## [SET TASK]
The material below should be written out in full and exactly; pictures stay out of the copy.

## [DATASET]
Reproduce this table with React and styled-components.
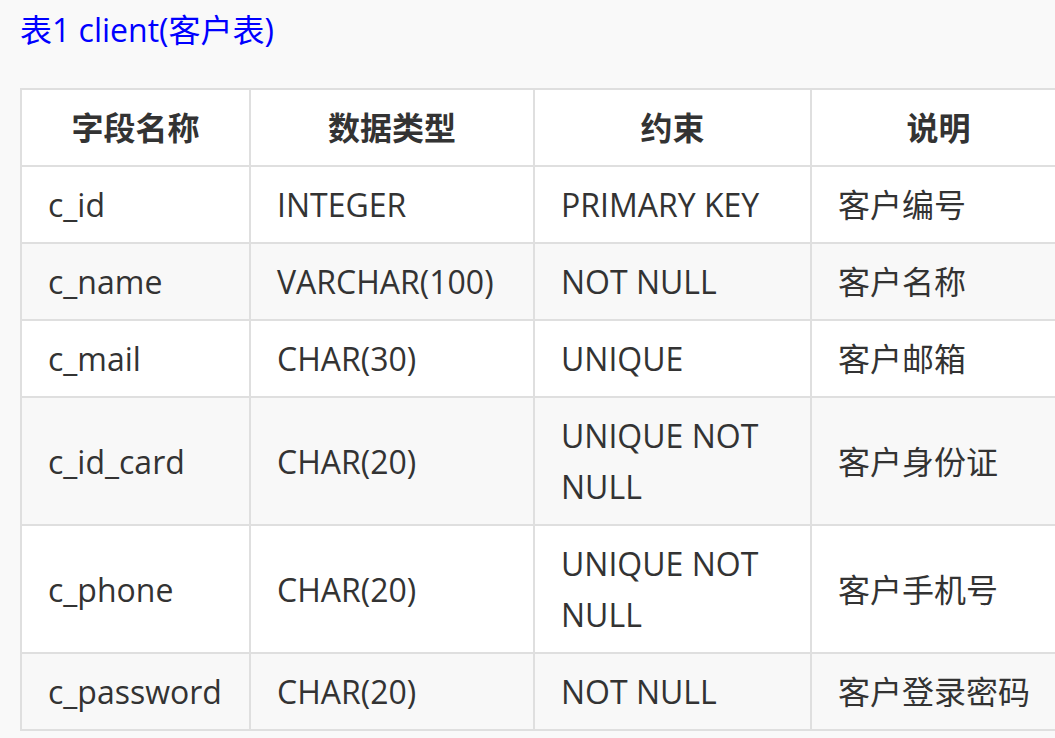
import React from 'react';
import styled, { createGlobalStyle } from 'styled-components';

const GlobalStyle = createGlobalStyle`
  html, body {
    margin: 0;
    padding: 0;
    background: #f9f9f9;
    overflow: hidden;
  }
  body {
    font-family: "Open Sans", "Noto Sans CJK SC", sans-serif;
    color: #333;
  }
`;

const Page = styled.div`
  padding: 9px 0 0 20px;
  width: 1100px;
`;

const Caption = styled.div`
  font-size: 32px;
  line-height: 42px;
  color: #0000ff;
  margin-bottom: 37px;
`;

const Table = styled.table`
  border-collapse: collapse;
  table-layout: fixed;
  width: 1045px;
  font-size: 32px;
  line-height: 51px;
`;

const Head = styled.th`
  background: #fff;
  border: 2px solid #dfdfdf;
  padding: 12px 26px;
  font-weight: 700;
  text-align: center;
  color: #333;
`;

const Row = styled.tr`
  background: ${({ $alt }) => ($alt ? '#f8f8f8' : '#fff')};
`;

const Cell = styled.td`
  border: 2px solid #dfdfdf;
  padding: 12px 26px;
  text-align: left;
  vertical-align: middle;
  color: #333;
`;

const columns = [
  { title: '字段名称', width: 229 },
  { title: '数据类型', width: 284 },
  { title: '约束', width: 277 },
  { title: '说明', width: 255 },
];

const rows = [
  ['c_id', 'INTEGER', 'PRIMARY KEY', '客户编号'],
  ['c_name', 'VARCHAR(100)', 'NOT NULL', '客户名称'],
  ['c_mail', 'CHAR(30)', 'UNIQUE', '客户邮箱'],
  ['c_id_card', 'CHAR(20)', 'UNIQUE NOT NULL', '客户身份证'],
  ['c_phone', 'CHAR(20)', 'UNIQUE NOT NULL', '客户手机号'],
  ['c_password', 'CHAR(20)', 'NOT NULL', '客户登录密码'],
];

export default function App() {
  return (
    <>
      <GlobalStyle />
      <Page>
        <Caption>表1 client(客户表)</Caption>
        <Table>
          <colgroup>
            {columns.map((c) => (
              <col key={c.title} style={{ width: c.width }} />
            ))}
          </colgroup>
          <thead>
            <tr>
              {columns.map((c) => (
                <Head key={c.title}>{c.title}</Head>
              ))}
            </tr>
          </thead>
          <tbody>
            {rows.map((r, i) => (
              <Row key={r[0]} $alt={i % 2 === 1}>
                {r.map((v, j) => (
                  <Cell key={j}>{v}</Cell>
                ))}
              </Row>
            ))}
          </tbody>
        </Table>
      </Page>
    </>
  );
}
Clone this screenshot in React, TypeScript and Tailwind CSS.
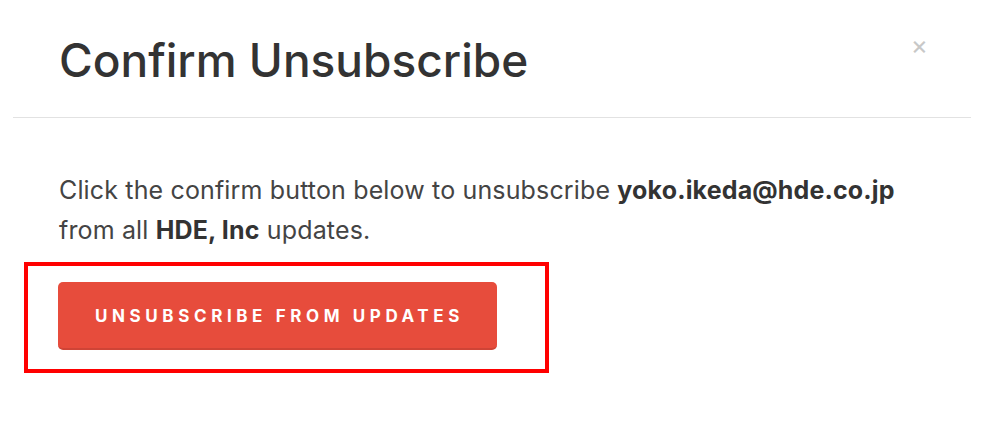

## [FINAL ANSWER]
Reproduce this table with React and styled-components.
import React from 'react';
import styled, { createGlobalStyle } from 'styled-components';

const GlobalStyle = createGlobalStyle`
  html, body {
    margin: 0;
    padding: 0;
    background: #f9f9f9;
    overflow: hidden;
  }
  body {
    font-family: "Open Sans", "Noto Sans CJK SC", sans-serif;
    color: #333;
  }
`;

const Page = styled.div`
  padding: 9px 0 0 20px;
  width: 1100px;
`;

const Caption = styled.div`
  font-size: 32px;
  line-height: 42px;
  color: #0000ff;
  margin-bottom: 37px;
`;

const Table = styled.table`
  border-collapse: collapse;
  table-layout: fixed;
  width: 1045px;
  font-size: 32px;
  line-height: 51px;
`;

const Head = styled.th`
  background: #fff;
  border: 2px solid #dfdfdf;
  padding: 12px 26px;
  font-weight: 700;
  text-align: center;
  color: #333;
`;

const Row = styled.tr`
  background: ${({ $alt }) => ($alt ? '#f8f8f8' : '#fff')};
`;

const Cell = styled.td`
  border: 2px solid #dfdfdf;
  padding: 12px 26px;
  text-align: left;
  vertical-align: middle;
  color: #333;
`;

const columns = [
  { title: '字段名称', width: 229 },
  { title: '数据类型', width: 284 },
  { title: '约束', width: 277 },
  { title: '说明', width: 255 },
];

const rows = [
  ['c_id', 'INTEGER', 'PRIMARY KEY', '客户编号'],
  ['c_name', 'VARCHAR(100)', 'NOT NULL', '客户名称'],
  ['c_mail', 'CHAR(30)', 'UNIQUE', '客户邮箱'],
  ['c_id_card', 'CHAR(20)', 'UNIQUE NOT NULL', '客户身份证'],
  ['c_phone', 'CHAR(20)', 'UNIQUE NOT NULL', '客户手机号'],
  ['c_password', 'CHAR(20)', 'NOT NULL', '客户登录密码'],
];

export default function App() {
  return (
    <>
      <GlobalStyle />
      <Page>
        <Caption>表1 client(客户表)</Caption>
        <Table>
          <colgroup>
            {columns.map((c) => (
              <col key={c.title} style={{ width: c.width }} />
            ))}
          </colgroup>
          <thead>
            <tr>
              {columns.map((c) => (
                <Head key={c.title}>{c.title}</Head>
              ))}
            </tr>
          </thead>
          <tbody>
            {rows.map((r, i) => (
              <Row key={r[0]} $alt={i % 2 === 1}>
                {r.map((v, j) => (
                  <Cell key={j}>{v}</Cell>
                ))}
              </Row>
            ))}
          </tbody>
        </Table>
      </Page>
    </>
  );
}
Clone this screenshot in React, TypeScript and Tailwind CSS.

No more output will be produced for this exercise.